*Exercise details:*
Report each line of the data that has "React" somewhere in it.

*Collected data:*
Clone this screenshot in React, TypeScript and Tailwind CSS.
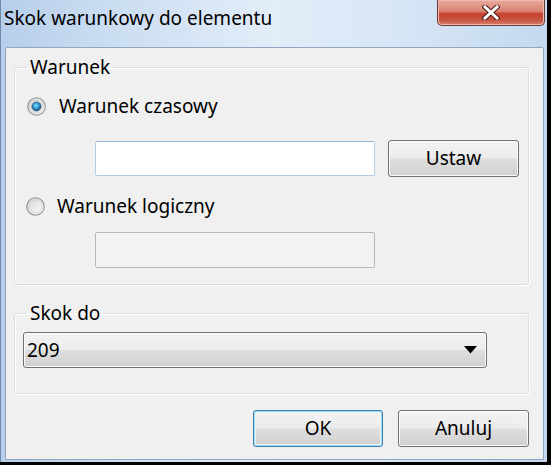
import React from 'react';

const FONT = "font-['Noto_Sans','Liberation_Sans',sans-serif]";

function Radio({ checked }: { checked: boolean }) {
  return (
    <svg width="19" height="19" viewBox="0 0 19 19" className="shrink-0">
      <defs>
        <linearGradient id={checked ? 'ringOn' : 'ringOff'} x1="0" y1="0" x2="1" y2="1">
          <stop offset="0" stopColor="#d4d4d4" />
          <stop offset="1" stopColor="#ffffff" />
        </linearGradient>
        <radialGradient id="dot" cx="0.45" cy="0.4" r="0.6">
          <stop offset="0" stopColor="#8ee3fb" />
          <stop offset="0.45" stopColor="#3aa2d8" />
          <stop offset="1" stopColor="#1b4f7d" />
        </radialGradient>
      </defs>
      <circle cx="9.5" cy="9.5" r="8.8" fill={`url(#${checked ? 'ringOn' : 'ringOff'})`} stroke="#8c9196" strokeWidth="1.1" />
      <circle cx="9.5" cy="9.5" r="6.6" fill="none" stroke="#c9ccd0" strokeWidth="0.8" />
      {checked && <circle cx="9.5" cy="9.5" r="4.6" fill="url(#dot)" stroke="#214a6e" strokeWidth="0.6" />}
    </svg>
  );
}

function Button({ label, width, isDefault }: { label: string; width: string; isDefault?: boolean }) {
  return (
    <div
      className={`${width} flex items-center justify-center rounded-[3px] border text-[19px] leading-none text-black bg-[linear-gradient(to_bottom,#f3f3f3_0%,#ececec_48%,#dedede_52%,#d0d0d0_100%)] ${
        isDefault
          ? 'border-[#3c7fb1] shadow-[inset_0_0_0_1px_#9fd8f5,inset_0_0_0_2px_#e6f5fc]'
          : 'border-[#707070] shadow-[inset_0_0_0_1px_#fbfbfb]'
      }`}
    >
      {label}
    </div>
  );
}

export default function App() {
  return (
    <div className={`w-[551px] h-[465px] bg-black overflow-hidden ${FONT}`}>
      <div className="w-[547px] h-[462px] flex flex-col border-l border-[#6f88a8] bg-[linear-gradient(to_right,#b7cfea_0%,#cfe0f3_25%,#e2edf8_50%,#d6e5f5_75%,#c3d8ef_100%)]">
        {/* Title bar */}
        <div className="h-[47px] flex items-start relative">
          <div className="pl-[3px] pt-[5px] text-[19px] leading-[26px] text-black">Skok warunkowy do elementu</div>
          <div className="absolute left-[436px] top-0 w-[108px] h-[26px] rounded-b-[5px] border border-t-0 border-[#6b3b36] bg-[linear-gradient(to_bottom,#e8a99d_0%,#d98474_45%,#c8412f_55%,#c75543_80%,#d8806c_100%)] shadow-[inset_0_0_0_1px_#f0b9ad] flex items-center justify-center">
            <svg width="18" height="15" viewBox="0 0 18 15">
              <path d="M3 2 L15 13 M15 2 L3 13" stroke="#4a1d18" strokeWidth="5" strokeLinecap="square" />
              <path d="M3 2 L15 13 M15 2 L3 13" stroke="#ffffff" strokeWidth="3" strokeLinecap="square" />
            </svg>
          </div>
        </div>

        {/* Client area */}
        <div className="ml-[4px] w-[539px] h-[413px] border border-[#92a6c0] rounded-t-[2px] bg-[#f0f0f0] px-[8px] pt-[6px] text-[19px] text-black">
          <fieldset className="w-[515px] rounded-[3px] border border-[#d5dfe5] shadow-[inset_1px_1px_0_#ffffff,1px_1px_0_#ffffff] pb-[16px]">
            <legend className="ml-[12px] px-[3px] leading-[26px]">Warunek</legend>
            <div className="mt-[13px] h-[26px] flex items-center pl-[12px]">
              <Radio checked />
              <span className="ml-[13px] leading-[26px]">Warunek czasowy</span>
            </div>
            <div className="mt-[21px] h-[37px] flex items-center pl-[80px]">
              <div className="w-[280px] h-[35px] rounded-[2px] border border-[#b4cce6] border-t-[#95b5d8] bg-white" />
              <div className="ml-[13px] h-[37px] flex">
                <Button label="Ustaw" width="w-[131px]" />
              </div>
            </div>
            <div className="mt-[16px] h-[26px] flex items-center pl-[11px]">
              <Radio checked={false} />
              <span className="ml-[12px] leading-[26px]">Warunek logiczny</span>
            </div>
            <div className="mt-[13px] pl-[80px]">
              <div className="w-[280px] h-[36px] rounded-[2px] border border-[#b5b9bd] bg-[#f2f2f2]" />
            </div>
          </fieldset>

          <fieldset className="mt-[15px] w-[515px] rounded-[3px] border border-[#d5dfe5] shadow-[inset_1px_1px_0_#ffffff,1px_1px_0_#ffffff] pb-[25px]">
            <legend className="ml-[12px] px-[3px] leading-[26px]">Skok do</legend>
            <div className="mt-[6px] ml-[8px] w-[464px] h-[36px] flex items-center rounded-[3px] border border-[#707070] shadow-[inset_0_0_0_1px_#fbfbfb] bg-[linear-gradient(to_bottom,#f3f3f3_0%,#ececec_48%,#dedede_52%,#d0d0d0_100%)] pl-[3px] pr-[9px]">
              <span className="flex-1 leading-none">209</span>
              <svg width="13" height="8" viewBox="0 0 13 8">
                <path d="M0 0 H13 L6.5 7.5 Z" fill="#000000" />
              </svg>
            </div>
          </fieldset>

          <div className="mt-[16px] h-[37px] flex justify-end gap-[15px] w-[515px]">
            <Button label="OK" width="w-[130px]" isDefault />
            <Button label="Anuluj" width="w-[131px]" />
          </div>
        </div>
      </div>
    </div>
  );
}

*Solution to the problem:*
Clone this screenshot in React, TypeScript and Tailwind CSS.
import React from 'react';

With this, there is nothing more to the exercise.